A view from Texas State Highway 48 as SpaceX launches Starship 9 from Boca Chica Beach Tuesday, May 27, 2025. (Miguel Roberts/The Brownsville Herald)

SpaceX said that following the Flight 8 mishap investigation a number of hardware changes were made to increase Starship’s reliability. Flight 9 marked the first time a Super Heavy booster was reused.

“The upcoming flight test marks the first launch of a flight-proven Super Heavy booster, which previously launched and returned on Starship’s seventh flight test,” SpaceX said prior to Tuesday’s flight. “In addition to the reuse milestone, Super Heavy will fly a variety of experiments aimed at generating data to improve performance and reliability on future boosters.”

B14-2 was one of two boosters SpaceX had successfully “caught” upon returning to the launch tower at Boca Chica.

The company said it was not planning another booster catch attempt with Flight 9. Rather, Super Heavy was set on a trajectory toward an offshore landing point in the Gulf of Mexico in order to attempt several flight experiments “to gather real-world performance data on future flight profiles and off-nominal scenarios,” SpaceX said.

Contact with the Super Heavy was lost approximately six minutes and thirty seconds into the flight, just after a portion of its engines were reignited for the landing burn.

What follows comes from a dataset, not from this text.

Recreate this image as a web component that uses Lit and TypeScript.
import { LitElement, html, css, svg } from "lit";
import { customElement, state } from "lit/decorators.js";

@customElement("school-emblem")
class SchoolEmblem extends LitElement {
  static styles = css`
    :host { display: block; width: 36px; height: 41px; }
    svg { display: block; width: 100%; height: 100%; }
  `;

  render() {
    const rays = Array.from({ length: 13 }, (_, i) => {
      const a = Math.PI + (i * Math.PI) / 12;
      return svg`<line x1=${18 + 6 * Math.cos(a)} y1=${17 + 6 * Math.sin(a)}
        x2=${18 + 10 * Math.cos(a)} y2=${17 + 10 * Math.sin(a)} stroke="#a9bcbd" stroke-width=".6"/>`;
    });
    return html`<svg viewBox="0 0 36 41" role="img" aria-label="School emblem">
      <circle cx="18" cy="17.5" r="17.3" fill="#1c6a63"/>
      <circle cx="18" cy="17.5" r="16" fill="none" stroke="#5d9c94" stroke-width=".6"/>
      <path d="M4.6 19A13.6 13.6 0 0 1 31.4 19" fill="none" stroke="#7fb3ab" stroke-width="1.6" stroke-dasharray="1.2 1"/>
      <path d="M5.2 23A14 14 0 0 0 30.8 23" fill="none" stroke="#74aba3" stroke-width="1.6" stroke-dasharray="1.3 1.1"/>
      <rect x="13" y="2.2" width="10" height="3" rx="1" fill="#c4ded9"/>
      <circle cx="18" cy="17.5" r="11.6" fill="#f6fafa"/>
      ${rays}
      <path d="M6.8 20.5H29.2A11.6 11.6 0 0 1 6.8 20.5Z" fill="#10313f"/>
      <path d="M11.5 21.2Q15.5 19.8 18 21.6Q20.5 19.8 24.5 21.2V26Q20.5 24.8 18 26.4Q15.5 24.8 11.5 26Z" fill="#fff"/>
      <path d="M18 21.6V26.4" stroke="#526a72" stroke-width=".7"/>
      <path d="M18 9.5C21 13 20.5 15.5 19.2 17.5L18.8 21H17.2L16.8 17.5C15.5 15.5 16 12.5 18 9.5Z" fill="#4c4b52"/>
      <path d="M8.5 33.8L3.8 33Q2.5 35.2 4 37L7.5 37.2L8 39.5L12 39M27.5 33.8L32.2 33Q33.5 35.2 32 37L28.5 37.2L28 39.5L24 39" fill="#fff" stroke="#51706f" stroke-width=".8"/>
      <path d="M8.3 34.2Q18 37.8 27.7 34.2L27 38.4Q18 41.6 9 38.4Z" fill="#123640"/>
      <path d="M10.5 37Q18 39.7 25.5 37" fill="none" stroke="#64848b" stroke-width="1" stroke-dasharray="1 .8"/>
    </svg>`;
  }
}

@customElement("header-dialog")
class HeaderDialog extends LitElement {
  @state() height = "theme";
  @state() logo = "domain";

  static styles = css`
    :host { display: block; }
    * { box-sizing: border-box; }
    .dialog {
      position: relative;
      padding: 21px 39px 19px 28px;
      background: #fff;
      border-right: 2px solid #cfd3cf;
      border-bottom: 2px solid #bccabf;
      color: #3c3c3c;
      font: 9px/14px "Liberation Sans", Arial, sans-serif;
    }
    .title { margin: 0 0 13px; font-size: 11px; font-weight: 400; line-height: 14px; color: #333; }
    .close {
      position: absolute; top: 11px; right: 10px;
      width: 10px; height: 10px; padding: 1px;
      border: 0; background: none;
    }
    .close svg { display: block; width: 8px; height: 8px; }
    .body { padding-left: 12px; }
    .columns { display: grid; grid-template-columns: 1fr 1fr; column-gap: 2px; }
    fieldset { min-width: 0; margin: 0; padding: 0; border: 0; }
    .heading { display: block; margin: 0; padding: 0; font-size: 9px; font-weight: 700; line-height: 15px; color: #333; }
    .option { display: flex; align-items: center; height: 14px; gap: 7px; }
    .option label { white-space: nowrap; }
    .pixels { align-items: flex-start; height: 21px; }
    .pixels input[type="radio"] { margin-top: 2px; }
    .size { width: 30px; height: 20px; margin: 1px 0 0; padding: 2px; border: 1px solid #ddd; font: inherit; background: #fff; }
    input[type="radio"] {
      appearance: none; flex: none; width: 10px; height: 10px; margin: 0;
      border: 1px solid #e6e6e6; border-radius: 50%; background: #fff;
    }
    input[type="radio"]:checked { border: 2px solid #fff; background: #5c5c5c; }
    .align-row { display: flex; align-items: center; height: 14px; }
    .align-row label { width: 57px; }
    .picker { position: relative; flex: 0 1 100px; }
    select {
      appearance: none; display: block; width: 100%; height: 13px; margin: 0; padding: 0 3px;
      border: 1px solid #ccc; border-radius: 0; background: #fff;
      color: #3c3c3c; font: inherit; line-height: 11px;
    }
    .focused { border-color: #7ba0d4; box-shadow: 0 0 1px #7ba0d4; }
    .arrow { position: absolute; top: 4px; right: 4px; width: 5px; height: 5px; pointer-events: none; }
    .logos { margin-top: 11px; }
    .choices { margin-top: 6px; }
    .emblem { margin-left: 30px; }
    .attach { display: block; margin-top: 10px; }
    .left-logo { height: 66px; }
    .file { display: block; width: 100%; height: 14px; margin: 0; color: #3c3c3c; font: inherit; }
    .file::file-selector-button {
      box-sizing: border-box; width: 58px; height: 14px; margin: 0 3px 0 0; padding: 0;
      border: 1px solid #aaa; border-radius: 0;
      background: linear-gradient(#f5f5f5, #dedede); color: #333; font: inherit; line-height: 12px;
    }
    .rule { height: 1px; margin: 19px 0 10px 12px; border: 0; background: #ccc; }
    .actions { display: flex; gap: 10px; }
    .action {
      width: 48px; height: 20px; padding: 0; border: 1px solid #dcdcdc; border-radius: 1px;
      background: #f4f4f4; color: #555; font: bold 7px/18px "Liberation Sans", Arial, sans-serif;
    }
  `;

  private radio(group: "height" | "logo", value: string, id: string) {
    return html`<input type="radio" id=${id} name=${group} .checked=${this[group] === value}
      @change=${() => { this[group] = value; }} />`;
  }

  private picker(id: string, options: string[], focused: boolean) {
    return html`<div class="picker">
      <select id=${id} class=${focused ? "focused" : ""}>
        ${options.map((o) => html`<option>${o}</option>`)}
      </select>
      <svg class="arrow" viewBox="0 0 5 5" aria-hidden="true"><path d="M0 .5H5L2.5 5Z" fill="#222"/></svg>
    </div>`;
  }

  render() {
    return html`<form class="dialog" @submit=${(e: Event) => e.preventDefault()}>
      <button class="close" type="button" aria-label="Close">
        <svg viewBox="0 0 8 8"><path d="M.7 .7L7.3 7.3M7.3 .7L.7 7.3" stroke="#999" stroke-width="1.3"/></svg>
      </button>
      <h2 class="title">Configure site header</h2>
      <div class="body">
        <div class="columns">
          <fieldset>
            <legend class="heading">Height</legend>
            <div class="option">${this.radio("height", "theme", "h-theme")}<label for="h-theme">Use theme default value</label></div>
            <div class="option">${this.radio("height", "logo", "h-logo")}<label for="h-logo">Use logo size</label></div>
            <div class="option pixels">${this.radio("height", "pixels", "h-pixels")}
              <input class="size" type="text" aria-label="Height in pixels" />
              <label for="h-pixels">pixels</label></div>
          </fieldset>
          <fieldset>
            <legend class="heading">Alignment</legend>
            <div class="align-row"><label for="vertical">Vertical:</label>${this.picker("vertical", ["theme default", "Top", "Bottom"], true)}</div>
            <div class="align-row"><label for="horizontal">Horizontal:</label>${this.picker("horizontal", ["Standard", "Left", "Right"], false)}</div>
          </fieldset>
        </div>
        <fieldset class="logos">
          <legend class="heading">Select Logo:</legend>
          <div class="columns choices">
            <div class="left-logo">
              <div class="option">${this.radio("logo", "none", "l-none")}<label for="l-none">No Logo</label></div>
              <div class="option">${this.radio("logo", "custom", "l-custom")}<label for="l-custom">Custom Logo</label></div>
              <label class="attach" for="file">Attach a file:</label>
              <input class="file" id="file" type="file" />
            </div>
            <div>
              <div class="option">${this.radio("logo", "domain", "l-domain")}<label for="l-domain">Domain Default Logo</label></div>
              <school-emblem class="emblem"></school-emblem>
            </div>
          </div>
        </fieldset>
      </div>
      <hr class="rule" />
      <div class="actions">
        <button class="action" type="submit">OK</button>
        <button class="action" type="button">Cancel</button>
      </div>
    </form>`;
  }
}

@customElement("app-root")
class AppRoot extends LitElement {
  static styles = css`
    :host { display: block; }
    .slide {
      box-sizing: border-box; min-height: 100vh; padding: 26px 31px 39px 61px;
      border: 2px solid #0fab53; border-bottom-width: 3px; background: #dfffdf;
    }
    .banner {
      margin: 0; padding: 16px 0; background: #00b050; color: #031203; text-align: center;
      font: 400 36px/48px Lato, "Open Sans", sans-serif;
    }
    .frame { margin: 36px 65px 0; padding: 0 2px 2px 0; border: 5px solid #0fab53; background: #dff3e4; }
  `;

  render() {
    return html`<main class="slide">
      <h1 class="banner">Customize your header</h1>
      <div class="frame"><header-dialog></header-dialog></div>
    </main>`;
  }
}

The company repeated the trajectory of Flights 7-8 for Starship’s ninth flight, though by 30 minutes into the flight the ship had lost attitude control and was spinning, killing chances for a controlled reentry and landing under power.

“Our chances of making it all the way down are pretty slim,” said a SpaceX livestream commentator.

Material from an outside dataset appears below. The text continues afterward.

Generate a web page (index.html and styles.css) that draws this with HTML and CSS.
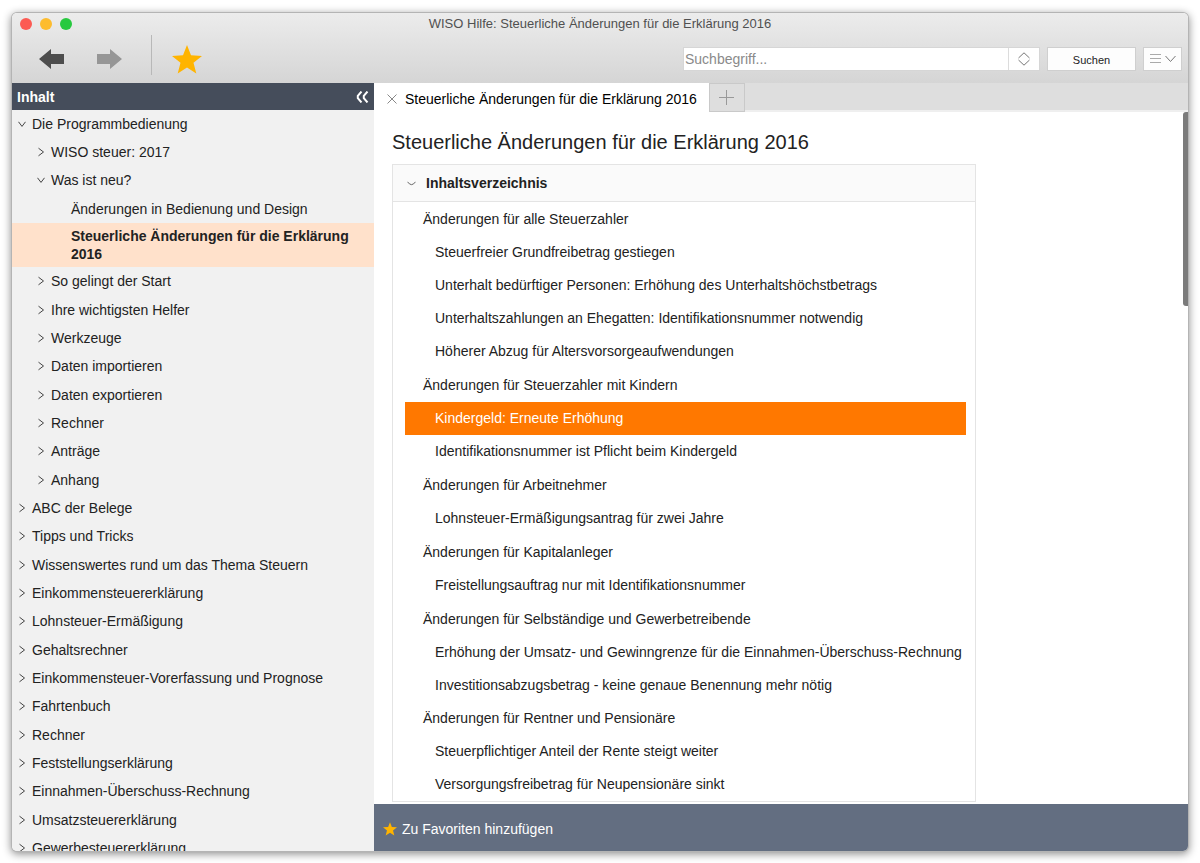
FILE: index.html
```
<!DOCTYPE html>
<html lang="de">
<head>
<meta charset="utf-8">
<title>WISO Hilfe: Steuerliche Änderungen für die Erklärung 2016</title>
<link rel="stylesheet" href="styles.css">
</head>
<body>
<svg class="defs" aria-hidden="true">
  <symbol id="right" viewBox="0 0 8 10"><path d="M1.5 1.2 6.5 5 1.5 8.8" fill="none" stroke="currentColor"/></symbol>
  <symbol id="down" viewBox="0 0 8 10"><path d="M.5 2.8 4 7.4 7.5 2.8" fill="none" stroke="currentColor"/></symbol>
  <symbol id="star" viewBox="0 0 30 29"><path d="M15 0 19 10.300 30 11 21.500 17.800 24.300 28.500 15 22.600 5.700 28.500 8.500 17.800 0 11 11 10.300Z" fill="#ffb400"/></symbol>
</svg>
<div class="window">
  <header class="chrome">
    <div class="titlebar">
      <div class="lights"><span class="light close"></span><span class="light minimize"></span><span class="light zoom"></span></div>
      <div class="title">WISO Hilfe: Steuerliche Änderungen für die Erklärung 2016</div>
    </div>
    <div class="toolbar">
      <button class="tool back" aria-label="Zurück"><svg width="25" height="20" viewBox="0 0 25 20"><path d="M0 10 12 0V5H25V15H12V20Z" fill="#4d4d4d"/></svg></button>
      <button class="tool forward" aria-label="Vorwärts"><svg width="25" height="20" viewBox="0 0 25 20"><path d="M25 10 13 0V5H0V15H13V20Z" fill="#969696"/></svg></button>
      <span class="divider"></span>
      <button class="tool favorite" aria-label="Favoriten"><svg width="30" height="29"><use href="#star"/></svg></button>
      <form class="search">
        <div class="field">
          <input type="text" placeholder="Suchbegriff..." aria-label="Suchbegriff">
          <button type="button" class="stepper" aria-label="Treffer wechseln"><svg width="12" height="14" viewBox="0 0 12 14"><path d="M.5 6 6 .8 11.500 6M.5 8 6 13.200 11.500 8" fill="none" stroke="#777"/></svg></button>
        </div>
        <button type="button" class="submit">Suchen</button>
        <button type="button" class="options" aria-label="Optionen"><svg width="26" height="12" viewBox="0 0 26 12"><path d="M0 1.500H11M0 5.500H11M0 9.500H11" stroke="#aaa" fill="none"/><path d="M15.500 3 20.500 8.500 25.500 3" stroke="#777" fill="none"/></svg></button>
      </form>
    </div>
  </header>
  <div class="body">
    <nav class="sidebar" aria-label="Inhalt">
      <div class="sidebar-head"><span>Inhalt</span><button aria-label="Einklappen"><svg width="13" height="12" viewBox="0 0 13 12"><path d="M5.500 .5 1.800 4.800V7.200L5.500 11.500M11.500 .5 7.800 4.800V7.200L11.500 11.500" fill="none" stroke="#fff" stroke-width="2"/></svg></button></div>
      <ul class="tree">
        <li><a href="#"><svg><use href="#down"/></svg>Die Programmbedienung</a></li>
        <li class="sub"><a href="#"><svg><use href="#right"/></svg>WISO steuer: 2017</a></li>
        <li class="sub"><a href="#"><svg><use href="#down"/></svg>Was ist neu?</a></li>
        <li class="leaf"><a href="#">Änderungen in Bedienung und Design</a></li>
        <li class="leaf selected"><a href="#">Steuerliche Änderungen für die Erklärung 2016</a></li>
        <li class="sub"><a href="#"><svg><use href="#right"/></svg>So gelingt der Start</a></li>
        <li class="sub"><a href="#"><svg><use href="#right"/></svg>Ihre wichtigsten Helfer</a></li>
        <li class="sub"><a href="#"><svg><use href="#right"/></svg>Werkzeuge</a></li>
        <li class="sub"><a href="#"><svg><use href="#right"/></svg>Daten importieren</a></li>
        <li class="sub"><a href="#"><svg><use href="#right"/></svg>Daten exportieren</a></li>
        <li class="sub"><a href="#"><svg><use href="#right"/></svg>Rechner</a></li>
        <li class="sub"><a href="#"><svg><use href="#right"/></svg>Anträge</a></li>
        <li class="sub"><a href="#"><svg><use href="#right"/></svg>Anhang</a></li>
        <li><a href="#"><svg><use href="#right"/></svg>ABC der Belege</a></li>
        <li><a href="#"><svg><use href="#right"/></svg>Tipps und Tricks</a></li>
        <li><a href="#"><svg><use href="#right"/></svg>Wissenswertes rund um das Thema Steuern</a></li>
        <li><a href="#"><svg><use href="#right"/></svg>Einkommensteuererklärung</a></li>
        <li><a href="#"><svg><use href="#right"/></svg>Lohnsteuer-Ermäßigung</a></li>
        <li><a href="#"><svg><use href="#right"/></svg>Gehaltsrechner</a></li>
        <li><a href="#"><svg><use href="#right"/></svg>Einkommensteuer-Vorerfassung und Prognose</a></li>
        <li><a href="#"><svg><use href="#right"/></svg>Fahrtenbuch</a></li>
        <li><a href="#"><svg><use href="#right"/></svg>Rechner</a></li>
        <li><a href="#"><svg><use href="#right"/></svg>Feststellungserklärung</a></li>
        <li><a href="#"><svg><use href="#right"/></svg>Einnahmen-Überschuss-Rechnung</a></li>
        <li><a href="#"><svg><use href="#right"/></svg>Umsatzsteuererklärung</a></li>
        <li><a href="#"><svg><use href="#right"/></svg>Gewerbesteuererklärung</a></li>
      </ul>
    </nav>
    <main class="main">
      <div class="tabs">
        <div class="tab"><button aria-label="Tab schließen"><svg width="10" height="10" viewBox="0 0 10 10"><path d="M.5 .5 9.500 9.500M9.500 .5 .5 9.500" stroke="#888"/></svg></button><span>Steuerliche Änderungen für die Erklärung 2016</span></div>
        <button class="add" aria-label="Neuer Tab"><svg width="15" height="15" viewBox="0 0 15 15"><path d="M7.500 0V15M0 7.500H15" stroke="#999"/></svg></button>
        <div class="tabs-rest"></div>
      </div>
      <div class="page">
        <article class="article">
          <h1>Steuerliche Änderungen für die Erklärung 2016</h1>
          <section class="toc">
            <h2><svg width="9" height="5" viewBox="0 0 9 5"><path d="M.5 .8Q4.500 6.500 8.500 .8" fill="none" stroke="#666"/></svg>Inhaltsverzeichnis</h2>
            <ul class="groups">
              <li><a href="#">Änderungen für alle Steuerzahler</a>
                <ul>
                  <li><a href="#">Steuerfreier Grundfreibetrag gestiegen</a></li>
                  <li><a href="#">Unterhalt bedürftiger Personen: Erhöhung des Unterhaltshöchstbetrags</a></li>
                  <li><a href="#">Unterhaltszahlungen an Ehegatten: Identifikationsnummer notwendig</a></li>
                  <li><a href="#">Höherer Abzug für Altersvorsorgeaufwendungen</a></li>
                </ul></li>
              <li><a href="#">Änderungen für Steuerzahler mit Kindern</a>
                <ul>
                  <li><a href="#" class="active">Kindergeld: Erneute Erhöhung</a></li>
                  <li><a href="#">Identifikationsnummer ist Pflicht beim Kindergeld</a></li>
                </ul></li>
              <li><a href="#">Änderungen für Arbeitnehmer</a>
                <ul><li><a href="#">Lohnsteuer-Ermäßigungsantrag für zwei Jahre</a></li></ul></li>
              <li><a href="#">Änderungen für Kapitalanleger</a>
                <ul><li><a href="#">Freistellungsauftrag nur mit Identifikationsnummer</a></li></ul></li>
              <li><a href="#">Änderungen für Selbständige und Gewerbetreibende</a>
                <ul>
                  <li><a href="#">Erhöhung der Umsatz- und Gewinngrenze für die Einnahmen-Überschuss-Rechnung</a></li>
                  <li><a href="#">Investitionsabzugsbetrag - keine genaue Benennung mehr nötig</a></li>
                </ul></li>
              <li><a href="#">Änderungen für Rentner und Pensionäre</a>
                <ul>
                  <li><a href="#">Steuerpflichtiger Anteil der Rente steigt weiter</a></li>
                  <li><a href="#">Versorgungsfreibetrag für Neupensionäre sinkt</a></li>
                </ul></li>
            </ul>
          </section>
        </article>
        <div class="scroll"><div class="thumb"></div></div>
      </div>
      <footer class="footer"><button><svg width="14" height="14"><use href="#star"/></svg>Zu Favoriten hinzufügen</button></footer>
    </main>
  </div>
</div>
</body>
</html>
```
FILE: styles.css
```
* { box-sizing: border-box; }
body {
  margin: 0;
  padding: 13px 12px 12px;
  height: 100vh;
  background: #fff;
  color: #222;
  font: 14px/18px "Liberation Sans", Arial, sans-serif;
}
button {
  font: inherit;
  color: inherit;
  background: none;
  border: 0;
  padding: 0;
  display: flex;
  align-items: center;
  justify-content: center;
}
a { color: inherit; text-decoration: none; }
ul { list-style: none; margin: 0; padding: 0; }
svg { display: block; flex: none; }
.defs { position: absolute; width: 0; height: 0; }

.window {
  height: 100%;
  display: flex;
  flex-direction: column;
  overflow: hidden;
  border-radius: 5px;
  background: #fff;
  box-shadow: 0 0 0 1px #b4b4b4, 0 2px 8px 1px rgba(0, 0, 0, .45);
}
.chrome {
  flex: none;
  height: 70px;
  background: linear-gradient(#ececec, #d5d5d5);
}
.titlebar { display: grid; grid-template-columns: 1fr auto 1fr; align-items: center; height: 22px; }
.lights { display: flex; gap: 8px; padding-left: 8px; }
.light { width: 12px; height: 12px; border-radius: 50%; }
.close { background: #fc5b53; }
.minimize { background: #fdbc2e; }
.zoom { background: #27c93f; }
.title { color: #505050; font-size: 13px; }
.toolbar { display: flex; align-items: center; height: 48px; padding: 0 6px 0 27px; }
.forward { margin-left: 33px; }
.divider { width: 1px; height: 40px; margin: -8px 20px 0 29px; background: #b8b8b8; }
.search { display: flex; flex: 1; gap: 7px; justify-content: flex-end; height: 24px; }
.field { display: flex; width: 357px; background: #fff; border: 1px solid #d6d6d6; }
.field input {
  flex: 1;
  min-width: 0;
  border: 0;
  padding: 0 1px;
  outline: 0;
  background: transparent;
  font: inherit;
}
.field input::placeholder { color: #8a8a8a; opacity: 1; }
.stepper { width: 31px; border-left: 1px solid #dcdcdc; }
.submit, .options { background: #fdfdfd; border: 1px solid #cfcfcf; }
.submit { width: 89px; font-size: 11px; padding-top: 2px; }
.options { width: 39px; }

.body { display: flex; flex: 1; min-height: 0; }
.sidebar {
  width: 362px;
  flex: none;
  display: flex;
  flex-direction: column;
  overflow: hidden;
  background: #f1f1f1;
}
.sidebar-head {
  display: flex;
  justify-content: space-between;
  align-items: center;
  flex: none;
  height: 27px;
  padding: 0 5px;
  background: #454d5b;
  color: #fff;
  font-weight: bold;
}
.tree li:nth-child(3n) { margin-bottom: 1px; }
.tree a { display: flex; align-items: center; min-height: 28px; padding-left: 6px; }
.tree svg { width: 8px; height: 10px; margin-right: 6px; color: #444; }
.tree .sub a { padding-left: 25px; }
.tree .leaf a { padding: 0 20px 0 59px; }
.tree .selected { background: #ffe1cb; font-weight: bold; }
.tree .selected a { min-height: 44px; }

.main { display: flex; flex-direction: column; flex: 1; min-width: 0; }
.tabs { display: flex; flex: none; height: 29px; color: #000; }
.tab { display: flex; align-items: center; gap: 8px; padding: 3px 12px 0 13px; }
.add { width: 36px; background: #dedede; border: 1px solid #c9c9c9; }
.tabs-rest { flex: 1; background: #dedede; border-bottom: 2px solid #efefef; }
.page { display: flex; flex: 1; min-height: 0; overflow: hidden; }
.article { flex: 1; padding: 16px 18px 3px; }
h1 { margin: 0 0 8px; font-size: 20px; line-height: 28px; font-weight: normal; }
.toc { max-width: 584px; border: 1px solid #e4e4e4; }
h2 {
  display: flex;
  align-items: center;
  gap: 10px;
  height: 37px;
  margin: 0;
  padding-left: 14px;
  font-size: 14px;
  background: #fafafa;
  border-bottom: 1px solid #e4e4e4;
}
.groups { padding: 1px 9px 0 12px; }
.groups > li + li:not(:last-child) { margin-top: 1px; }
.groups a { display: block; padding-left: 18px; line-height: 33px; }
.groups ul a { padding-left: 30px; }
.groups .active { background: #ff7800; color: #fff; }
.scroll { width: 5px; flex: none; }
.thumb { height: 194px; background: #7b7b7b; border-radius: 3px 0 0 3px; }
.footer { flex: none; display: flex; align-items: center; height: 47px; padding: 2px 9px 0; background: #636e81; color: #fff; }
.footer button { gap: 5px; }
```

The goals for S35 had been the same as for the previous two Starships: deploying eight mock satellites and reigniting of one of Starship’s six Raptor engines while in space, neither of which happened Tuesday.

The company’s longterm goal is to continue catching boosters for reuse and begin landing Starships back at the launch pad for reuse, and Flight 9 was supposed to have included several experiments focused on enabling Starship to do just that, according to the company, including removing a “significant number of (thermal) tiles” from the ship in order to stress-test vulnerable areas during reentry.

“Starship’s reentry profile is designed to intentionally stress the structural limits of the upper stage’s rear flaps while at the point of maximum entry dynamic pressure,” SpaceX said.

The FAA on May 6 announced the release of a Final Environmental Assessment of SpaceX’s proposal to increase the number of launches from Boca Chica to up to 25 a year, along with up to 50 landings annually, 25 each of Super Heavy and Starship. The FAA issued a Finding of No Significant Impact (FONSI) related to the proposal, granting SpaceX the modified vehicle operator license necessary for the increased launch cadence.


Editor’s note: This story’s headline and copy has been updated with new information.